WHAT YOU NEED TO DO: Without the pictures, can you quote each line below exactly?

DATA SEGMENT:

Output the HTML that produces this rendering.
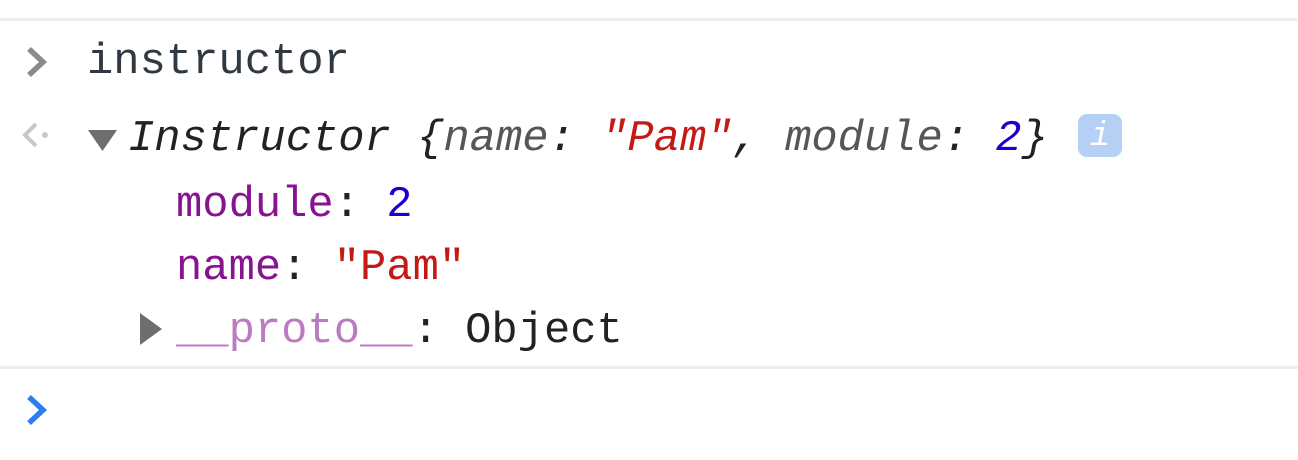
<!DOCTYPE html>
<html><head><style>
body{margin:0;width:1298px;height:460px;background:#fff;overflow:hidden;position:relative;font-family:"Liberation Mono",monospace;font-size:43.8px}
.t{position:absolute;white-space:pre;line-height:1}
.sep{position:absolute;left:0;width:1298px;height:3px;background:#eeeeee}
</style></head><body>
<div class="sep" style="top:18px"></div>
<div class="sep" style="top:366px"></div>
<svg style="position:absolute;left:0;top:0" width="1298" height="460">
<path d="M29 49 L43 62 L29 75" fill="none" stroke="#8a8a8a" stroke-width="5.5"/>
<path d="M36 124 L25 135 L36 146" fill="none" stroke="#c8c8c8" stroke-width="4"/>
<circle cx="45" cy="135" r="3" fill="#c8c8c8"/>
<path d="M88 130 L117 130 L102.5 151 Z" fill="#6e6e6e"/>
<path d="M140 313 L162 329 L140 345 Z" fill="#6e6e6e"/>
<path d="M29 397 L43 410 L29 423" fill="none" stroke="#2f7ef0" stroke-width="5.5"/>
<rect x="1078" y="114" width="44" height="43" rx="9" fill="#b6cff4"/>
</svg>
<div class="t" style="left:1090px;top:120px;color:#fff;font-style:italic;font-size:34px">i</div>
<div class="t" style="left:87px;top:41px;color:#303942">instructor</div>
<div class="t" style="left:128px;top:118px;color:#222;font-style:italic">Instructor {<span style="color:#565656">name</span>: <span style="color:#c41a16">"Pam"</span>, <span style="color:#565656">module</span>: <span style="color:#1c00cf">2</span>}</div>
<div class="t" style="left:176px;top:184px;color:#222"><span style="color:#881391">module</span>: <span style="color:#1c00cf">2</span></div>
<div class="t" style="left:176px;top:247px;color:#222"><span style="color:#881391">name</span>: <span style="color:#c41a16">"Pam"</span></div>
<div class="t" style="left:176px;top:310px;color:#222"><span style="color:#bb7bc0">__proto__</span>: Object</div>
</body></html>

THE RESULT:
Output the HTML that produces this rendering.
<!DOCTYPE html>
<html><head><style>
body{margin:0;width:1298px;height:460px;background:#fff;overflow:hidden;position:relative;font-family:"Liberation Mono",monospace;font-size:43.8px}
.t{position:absolute;white-space:pre;line-height:1}
.sep{position:absolute;left:0;width:1298px;height:3px;background:#eeeeee}
</style></head><body>
<div class="sep" style="top:18px"></div>
<div class="sep" style="top:366px"></div>
<svg style="position:absolute;left:0;top:0" width="1298" height="460">
<path d="M29 49 L43 62 L29 75" fill="none" stroke="#8a8a8a" stroke-width="5.5"/>
<path d="M36 124 L25 135 L36 146" fill="none" stroke="#c8c8c8" stroke-width="4"/>
<circle cx="45" cy="135" r="3" fill="#c8c8c8"/>
<path d="M88 130 L117 130 L102.5 151 Z" fill="#6e6e6e"/>
<path d="M140 313 L162 329 L140 345 Z" fill="#6e6e6e"/>
<path d="M29 397 L43 410 L29 423" fill="none" stroke="#2f7ef0" stroke-width="5.5"/>
<rect x="1078" y="114" width="44" height="43" rx="9" fill="#b6cff4"/>
</svg>
<div class="t" style="left:1090px;top:120px;color:#fff;font-style:italic;font-size:34px">i</div>
<div class="t" style="left:87px;top:41px;color:#303942">instructor</div>
<div class="t" style="left:128px;top:118px;color:#222;font-style:italic">Instructor {<span style="color:#565656">name</span>: <span style="color:#c41a16">"Pam"</span>, <span style="color:#565656">module</span>: <span style="color:#1c00cf">2</span>}</div>
<div class="t" style="left:176px;top:184px;color:#222"><span style="color:#881391">module</span>: <span style="color:#1c00cf">2</span></div>
<div class="t" style="left:176px;top:247px;color:#222"><span style="color:#881391">name</span>: <span style="color:#c41a16">"Pam"</span></div>
<div class="t" style="left:176px;top:310px;color:#222"><span style="color:#bb7bc0">__proto__</span>: Object</div>
</body></html>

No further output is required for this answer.